- [Requirements] Go from the first line to the line with "string[]; link?: boolean;" and return those lines verbatim, ends included.

————————

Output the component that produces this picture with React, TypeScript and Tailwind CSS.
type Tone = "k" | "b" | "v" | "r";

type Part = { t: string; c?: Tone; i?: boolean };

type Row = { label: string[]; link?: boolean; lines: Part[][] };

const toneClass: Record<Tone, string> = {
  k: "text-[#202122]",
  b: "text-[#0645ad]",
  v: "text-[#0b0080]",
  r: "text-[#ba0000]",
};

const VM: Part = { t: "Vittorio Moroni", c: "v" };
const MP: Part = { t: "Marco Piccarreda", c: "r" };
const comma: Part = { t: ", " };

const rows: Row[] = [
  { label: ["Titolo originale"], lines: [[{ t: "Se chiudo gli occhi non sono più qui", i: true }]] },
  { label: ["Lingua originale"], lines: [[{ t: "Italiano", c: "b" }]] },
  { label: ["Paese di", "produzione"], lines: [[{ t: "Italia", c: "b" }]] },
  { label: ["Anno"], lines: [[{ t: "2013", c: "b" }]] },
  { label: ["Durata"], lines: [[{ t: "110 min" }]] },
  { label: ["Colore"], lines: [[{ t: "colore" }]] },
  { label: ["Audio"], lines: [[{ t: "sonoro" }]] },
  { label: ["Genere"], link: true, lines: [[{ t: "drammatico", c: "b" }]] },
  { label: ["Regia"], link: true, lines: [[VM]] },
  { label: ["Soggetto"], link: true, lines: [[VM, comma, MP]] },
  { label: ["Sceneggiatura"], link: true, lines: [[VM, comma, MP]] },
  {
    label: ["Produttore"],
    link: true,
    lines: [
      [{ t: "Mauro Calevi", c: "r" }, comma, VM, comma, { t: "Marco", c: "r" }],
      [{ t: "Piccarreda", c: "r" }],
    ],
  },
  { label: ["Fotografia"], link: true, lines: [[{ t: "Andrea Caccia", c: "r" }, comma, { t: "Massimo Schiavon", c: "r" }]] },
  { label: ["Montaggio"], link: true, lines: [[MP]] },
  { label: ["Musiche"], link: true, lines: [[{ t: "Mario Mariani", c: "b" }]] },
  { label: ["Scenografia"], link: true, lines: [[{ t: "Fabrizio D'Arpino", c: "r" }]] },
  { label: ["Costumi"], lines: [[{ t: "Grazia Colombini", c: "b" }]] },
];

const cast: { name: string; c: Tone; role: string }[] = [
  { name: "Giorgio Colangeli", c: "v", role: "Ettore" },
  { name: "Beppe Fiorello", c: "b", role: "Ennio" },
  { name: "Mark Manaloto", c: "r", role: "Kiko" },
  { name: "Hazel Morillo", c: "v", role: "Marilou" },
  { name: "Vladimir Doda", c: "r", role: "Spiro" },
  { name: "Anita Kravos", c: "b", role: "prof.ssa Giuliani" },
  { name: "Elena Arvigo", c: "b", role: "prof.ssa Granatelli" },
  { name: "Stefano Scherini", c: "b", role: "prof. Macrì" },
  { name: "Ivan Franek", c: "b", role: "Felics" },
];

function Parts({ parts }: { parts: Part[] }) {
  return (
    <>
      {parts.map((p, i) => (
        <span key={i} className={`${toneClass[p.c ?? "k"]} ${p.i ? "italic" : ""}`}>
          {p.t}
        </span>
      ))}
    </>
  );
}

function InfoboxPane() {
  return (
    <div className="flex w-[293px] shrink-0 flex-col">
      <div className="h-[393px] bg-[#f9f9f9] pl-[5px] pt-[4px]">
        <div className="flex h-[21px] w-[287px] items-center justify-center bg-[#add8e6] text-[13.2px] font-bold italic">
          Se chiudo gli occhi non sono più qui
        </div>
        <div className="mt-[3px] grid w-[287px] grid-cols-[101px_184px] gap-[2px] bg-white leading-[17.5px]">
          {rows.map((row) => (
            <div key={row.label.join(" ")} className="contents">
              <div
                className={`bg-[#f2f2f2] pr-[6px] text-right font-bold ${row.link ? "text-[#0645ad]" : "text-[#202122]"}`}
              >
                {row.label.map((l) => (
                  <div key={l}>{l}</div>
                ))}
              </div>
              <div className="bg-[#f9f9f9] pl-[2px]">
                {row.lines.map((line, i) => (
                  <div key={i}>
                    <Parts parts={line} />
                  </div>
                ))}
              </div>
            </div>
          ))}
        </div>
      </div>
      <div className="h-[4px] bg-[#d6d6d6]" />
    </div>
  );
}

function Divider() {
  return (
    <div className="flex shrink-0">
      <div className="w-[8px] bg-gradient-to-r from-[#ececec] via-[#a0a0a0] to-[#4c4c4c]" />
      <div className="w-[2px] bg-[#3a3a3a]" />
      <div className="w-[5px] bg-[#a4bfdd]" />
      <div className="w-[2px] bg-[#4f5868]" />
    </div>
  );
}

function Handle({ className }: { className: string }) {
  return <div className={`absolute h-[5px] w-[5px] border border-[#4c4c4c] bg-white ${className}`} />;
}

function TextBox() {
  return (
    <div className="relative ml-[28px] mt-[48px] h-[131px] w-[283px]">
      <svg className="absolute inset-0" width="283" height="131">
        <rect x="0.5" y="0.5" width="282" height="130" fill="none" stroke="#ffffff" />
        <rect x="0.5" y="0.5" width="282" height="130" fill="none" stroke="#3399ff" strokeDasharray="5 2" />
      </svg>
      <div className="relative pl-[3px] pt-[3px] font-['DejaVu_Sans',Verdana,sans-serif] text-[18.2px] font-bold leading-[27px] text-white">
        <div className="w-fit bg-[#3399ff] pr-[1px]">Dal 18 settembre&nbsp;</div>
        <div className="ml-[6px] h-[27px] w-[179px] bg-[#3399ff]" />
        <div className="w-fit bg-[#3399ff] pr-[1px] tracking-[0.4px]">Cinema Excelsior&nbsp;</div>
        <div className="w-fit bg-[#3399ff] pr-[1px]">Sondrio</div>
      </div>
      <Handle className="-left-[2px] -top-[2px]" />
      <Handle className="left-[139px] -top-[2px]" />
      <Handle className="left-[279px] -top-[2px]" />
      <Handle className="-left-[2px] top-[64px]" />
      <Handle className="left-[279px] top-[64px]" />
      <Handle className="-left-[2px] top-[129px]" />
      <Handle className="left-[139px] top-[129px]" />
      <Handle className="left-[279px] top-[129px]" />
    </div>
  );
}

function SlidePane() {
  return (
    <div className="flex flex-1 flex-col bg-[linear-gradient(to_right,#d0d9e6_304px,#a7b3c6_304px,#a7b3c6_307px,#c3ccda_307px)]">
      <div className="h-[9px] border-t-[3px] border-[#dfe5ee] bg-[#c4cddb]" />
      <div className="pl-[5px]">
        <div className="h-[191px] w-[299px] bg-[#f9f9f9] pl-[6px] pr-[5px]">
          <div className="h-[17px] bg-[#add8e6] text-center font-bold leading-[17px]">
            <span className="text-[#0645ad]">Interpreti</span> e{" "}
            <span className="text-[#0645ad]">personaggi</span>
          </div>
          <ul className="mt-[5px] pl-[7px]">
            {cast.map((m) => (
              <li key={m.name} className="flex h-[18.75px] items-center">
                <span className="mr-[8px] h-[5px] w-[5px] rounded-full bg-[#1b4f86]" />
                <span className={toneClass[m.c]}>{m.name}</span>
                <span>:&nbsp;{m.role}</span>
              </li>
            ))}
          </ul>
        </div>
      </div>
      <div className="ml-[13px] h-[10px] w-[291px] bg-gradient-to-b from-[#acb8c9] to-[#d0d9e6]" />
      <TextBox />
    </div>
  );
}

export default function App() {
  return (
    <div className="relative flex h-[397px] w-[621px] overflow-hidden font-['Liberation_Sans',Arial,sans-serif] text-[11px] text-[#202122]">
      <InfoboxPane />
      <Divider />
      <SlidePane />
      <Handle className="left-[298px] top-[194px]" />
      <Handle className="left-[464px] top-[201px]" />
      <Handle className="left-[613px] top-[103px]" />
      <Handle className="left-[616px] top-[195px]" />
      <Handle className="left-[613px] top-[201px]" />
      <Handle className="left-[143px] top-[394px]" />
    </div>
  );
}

————————

- [Answer in full]
Output the component that produces this picture with React, TypeScript and Tailwind CSS.
type Tone = "k" | "b" | "v" | "r";

type Part = { t: string; c?: Tone; i?: boolean };

type Row = { label: string[]; link?: boolean; lines: Part[][] };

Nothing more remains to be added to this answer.